В ту ночь дон Антонио отпустил меня отдохнуть. Мы тоже перебрались на берег моря в простую палатку, сделанную из старых тряпок. Барселонцы не терпели скуки, точно это была страшная болезнь, и лагерь на берегу служил одновременно сценой для парочки небольших оркестров, которые по вечерам развлекали беженцев и изгоняли грустные мысли из их голов. Честно сказать, за ужином на берегу моря в компании мальчишек, стариков и карликов настроение у меня несколько улучшилось.

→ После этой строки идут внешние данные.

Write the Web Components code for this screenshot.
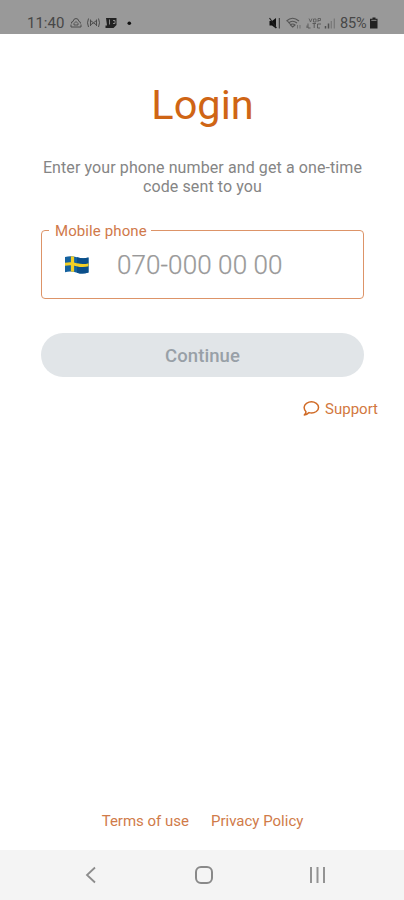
<!DOCTYPE html>
<html lang="en">
<head>
<meta charset="utf-8">
<title>Login</title>
<style>
    body {
        margin: 0;
        font-family: Roboto, "Liberation Sans", sans-serif;
        background: #fff;
    }
</style>
</head>
<body>
<login-screen></login-screen>

<script>
/**
 * Small helper: every element clones its own template
 * into an open shadow root.
 */
function defineElement(name, html) {
    const template = document.createElement('template');
    template.innerHTML = html;

    customElements.define(name, class extends HTMLElement {
        constructor() {
            super();
            const shadow = this.attachShadow({ mode: "open" });
            shadow.append(template.content.cloneNode(true));
        }
    });
}

// Clock and notification icons on the left, device state on the right
defineElement('status-bar', `
    <style>
        :host {
            display: flex;
            justify-content: space-between;
            box-sizing: border-box;
            height: 34px;
            padding: 13px 26px 0 27px;
            background: #999;
            color: #474747;
            font-size: 15px;
            line-height: 20px;
        }
        svg { display: block; }
        .side { display: flex; }
        .clock { width: 42px; }
        .battery { width: 29px; letter-spacing: -.2px; font-size: 14.5px; line-height: 21px; }
    </style>
    <div class="side">
        <span class="clock">11:40</span>
        <svg width="66" height="20" viewBox="69 13 66 20" fill="none" stroke="#4d4d4d">
            <path d="M71.5 23.5 Q71 21.5 73 21.5 Q73.5 18.5 76 18.5 Q78.5 18.5 79 21.5 Q81 22 80.5 23.5 M71 24.5 V27 H81 V24.5"/>
            <path d="M74 25 V23.5 L76 21.5 L78 23.5 V25 Z" stroke-width=".9"/>
            <path d="M88.5 18.5 Q86.5 22.8 88.5 27 M98.5 18.5 Q100.5 22.8 98.5 27"/>
            <path d="M90.5 19.5 V26 M96.5 19.5 V26 M90.5 20.5 L93.5 22.8 L90.5 25 M96.5 20.5 L93.5 22.8 L96.5 25"/>
            <path d="M106 18 H116.5 V25 L113.5 28 H105.5 V25.5 H107 Z" fill="#222" stroke="none"/>
            <path d="M109.5 19.5 V24.5 M113 20.5 H115 V23.5 H113" stroke="#888" stroke-width="1"/>
            <circle cx="129.3" cy="23.3" r="1.8" fill="#111" stroke="none"/>
        </svg>
    </div>
    <div class="side">
        <svg width="72" height="20" viewBox="268 13 72 20" fill="none" stroke="#555">
            <path d="M269.5 21 H272 L276 18 V28.5 L272 25.5 H269.5 Z" fill="#111" stroke="none"/>
            <path d="M269.5 18 L276.5 28" stroke="#222" stroke-width="1.2"/>
            <path d="M279.3 18 V28.5" stroke="#333"/>
            <path d="M286.5 21 Q292.5 15.5 299 21 M288.5 23 Q292.5 19.5 297 23 M290.5 25 Q292.5 23 295 25 L292.7 27 Z M287 20.5 L291 25" stroke-width="1.1"/>
            <path d="M297.5 28.5 V25 M300 25 V28.5" stroke="#666" stroke-width=".8"/>
            <path d="M309 18.5 L310.5 22 L312 18.5 M313.5 19 H316 V22 H313.5 Z M318 22 V18.5 H320.5 V20.5 H318" stroke-width=".8"/>
            <path d="M308 23.5 V28 H310.5 M312.5 23.5 H316 M314.2 23.5 V28 M321 24 H317.5 V28 H320 M307 25.5 V28" stroke-width=".9"/>
            <path d="M325.5 28.5 V26 M328.5 28.5 V23.5" stroke="#505050" stroke-width="1.5"/>
            <path d="M331.3 28.5 V21 M334.3 28.5 V18.5" stroke="#777" stroke-width="1.2"/>
        </svg>
        <span class="battery">85%</span>
        <svg width="9" height="20" viewBox="369 13 9 20">
            <path d="M372.5 17.5 H375.5 V18.7 H377.5 V28.5 H370 V18.7 H372.5 Z" fill="#222"/>
            <path d="M371.3 19.8 H376.5 V21 H371.3 Z" fill="#777"/>
        </svg>
    </div>
`);

defineElement('page-heading', `
    <style>
        :host {
            display: block;
            text-align: center;
        }
        h1 {
            margin: 0;
            color: #cf6515;
            font-size: 41.5px;
            font-weight: 400;
            line-height: 49px;
        }
        p {
            margin: 29px -5px 0;
            color: #858585;
            font-size: 16px;
            line-height: 19px;
            letter-spacing: .1px;
        }
    </style>
    <h1><slot name="title"></slot></h1>
    <p><slot></slot></p>
`);

defineElement('swedish-flag', `
    <style>
        :host { display: block; width: 26px; height: 20px; }
        svg { display: block; }
    </style>
    <svg width="26" height="20" viewBox="0 0 26 20">
        <clipPath id="wave">
            <path d="M1 2 Q7 .5 13 2.3 Q19 4 24.5 2.5 V17.5 Q19 19.5 13 17.7 Q7 15.8 1 17.2 Z"/>
        </clipPath>
        <g clip-path="url(#wave)">
            <rect width="26" height="20" fill="#15629f"/>
            <path d="M13 0 H26 V20 H13 Z" fill="#0b4f8a"/>
            <path d="M8.5 0 V20" stroke="#f3cf25" stroke-width="3.2"/>
            <path d="M0 9.5 Q7 7.8 13 9.8 Q19 11.5 26 9.5" fill="none" stroke="#f3cf25" stroke-width="3"/>
        </g>
    </svg>
`);

// Outlined field, the legend cuts through the top border
defineElement('phone-field', `
    <style>
        :host { display: block; }
        fieldset {
            box-sizing: border-box;
            height: 76px;
            min-width: 0;
            margin: 0;
            padding: 0 0 0 22px;
            border: 1.5px solid #dd9468;
            border-radius: 4px;
        }
        legend {
            margin-left: -15px;
            padding: 2px 4px 0 6px;
            color: #d0794a;
            font-size: 15px;
            line-height: 13px;
            letter-spacing: .1px;
        }
        .row {
            display: flex;
            align-items: center;
            gap: 27px;
            height: 54px;
        }
        .number {
            color: #999;
            font-size: 26px;
            font-weight: 300;
            line-height: 32px;
            letter-spacing: .1px;
            -webkit-text-stroke: .25px #999;
        }
    </style>
    <fieldset>
        <legend><slot name="label"></slot></legend>
        <div class="row">
            <swedish-flag></swedish-flag>
            <span class="number"><slot></slot></span>
        </div>
    </fieldset>
`);

defineElement('pill-button', `
    <style>
        :host { display: block; }
        button {
            display: block;
            width: 100%;
            height: 44px;
            padding: 2px 0 0;
            border: 0;
            border-radius: 22px;
            background: #e1e5e8;
            color: #98a0a7;
            font-family: inherit;
            font-size: 18.5px;
            font-weight: 500;
            letter-spacing: .1px;
        }
    </style>
    <button type="button"><slot></slot></button>
`);

defineElement('support-link', `
    <style>
        :host {
            display: flex;
            justify-content: flex-end;
            align-items: center;
            gap: 5px;
            color: #d27840;
            font-size: 15px;
            line-height: 20px;
        }
        svg { display: block; }
    </style>
    <svg width="17" height="16" viewBox="0 0 17 16" fill="none" stroke="#d06a25" stroke-width="1.5" stroke-linejoin="round">
        <path d="M3 10.7 C.3 8.1 .6 4.2 3.5 2.3 C6.5 .5 10.5 .5 13.3 2.3 C16.3 4.5 16.3 8.3 13.3 10.5 C11 12.1 8.5 12.4 6 11.6 C4.8 13 3 14 1.3 14 C2.5 12.8 3 11.8 3 10.7 Z"/>
    </svg>
    <span><slot></slot></span>
`);

defineElement('footer-links', `
    <style>
        :host {
            display: flex;
            justify-content: center;
            gap: 22px;
            color: #d07b49;
            font-size: 15px;
            line-height: 20px;
        }
    </style>
    <slot></slot>
`);

defineElement('nav-bar', `
    <style>
        :host {
            display: grid;
            grid-template-columns: repeat(3, 113px);
            justify-content: center;
            align-items: center;
            justify-items: center;
            height: 50px;
            padding-left: 4px;
            background: #f4f4f4;
        }
        svg { display: block; }
    </style>
    <svg width="20" height="20" viewBox="0 0 20 20" fill="none" stroke="#8c8c8c" stroke-width="1.8">
        <path d="M14 2.5 L6 10 L14 17.5"/>
    </svg>
    <svg width="20" height="20" viewBox="0 0 20 20" fill="none" stroke="#898989" stroke-width="2">
        <rect x="2" y="2" width="16" height="16" rx="5"/>
    </svg>
    <svg width="20" height="20" viewBox="0 0 20 20" stroke="#939393" stroke-width="2">
        <path d="M4 2 V18 M10.5 2 V18 M17 2 V18"/>
    </svg>
`);

defineElement('login-screen', `
    <style>
        :host {
            display: flex;
            flex-direction: column;
            height: 900px;
        }
        main {
            flex: 1;
            display: flex;
            flex-direction: column;
            padding: 46px 40px 0 41px;
        }
        phone-field { margin-top: 27px; }
        pill-button { margin-top: 34px; }
        support-link { margin: 22px -14px 0 0; }
        footer-links { margin: auto 0 19px; }
    </style>
    <status-bar></status-bar>
    <main>
        <page-heading>
            <span slot="title">Login</span>
            Enter your phone number and get a one-time<br>code sent to you
        </page-heading>
        <phone-field><span slot="label">Mobile phone</span>070-000 00 00</phone-field>
        <pill-button>Continue</pill-button>
        <support-link>Support</support-link>
        <footer-links><span>Terms of use</span><span>Privacy Policy</span></footer-links>
    </main>
    <nav-bar></nav-bar>
`);
</script>
</body>
</html>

Потом мы с Амелис отправились спать, но я так устал, что мне было невмоготу даже заниматься любовью. Наше простое ложе состояло их двух одеял: одно снизу, а другое сверху, а матрасом служил песок. Мы вообще не стали переносить на берег все свои вещи, но рядом с подушкой Амелис стояла ее музыкальная шкатулка. Моя подруга ее открыла. И там, в нашей убогой палатке на песке, мелодия согрела наши сердца как никогда раньше.

Я рассказал Амелис о военном совете.

– Хорошая новость в том, что осаде скоро конец, – сказал я.

– Мы сдадимся?

Мне показалось, что Амелис не понимала меня.

– Уже теперь неприятель превосходит нас во всем, – ответил я, – но, когда прибудут французские подкрепления, неравенство сил будет огромным. Мы вышлем парламентеров и договоримся о достойных условиях сдачи города – скорее всего, о сохранении жизней и имущества. Джимми не будет против.

– И это все?

– Мы с достоинством выдержали осаду, никто не мог бы потребовать от нас большего, – с некоторой гордостью отметил я.

Амелис смотрела на меня с недовольным видом, но молчала.

– Что с тобой такое? – обиделся я. – Если все кончится сейчас, мы сохраним наш дом. При таких бомбардировках рано или поздно артиллерия его разрушит.

Она резко повернулась, потянув на себя одеяло, легла ко мне спиной и проворчала:

– Значит, вот какого мира ты хочешь… И ради этого вы провели целый год на городских стенах? Ради того, чтобы сейчас покорно открыть ворота французам, а не испанцам?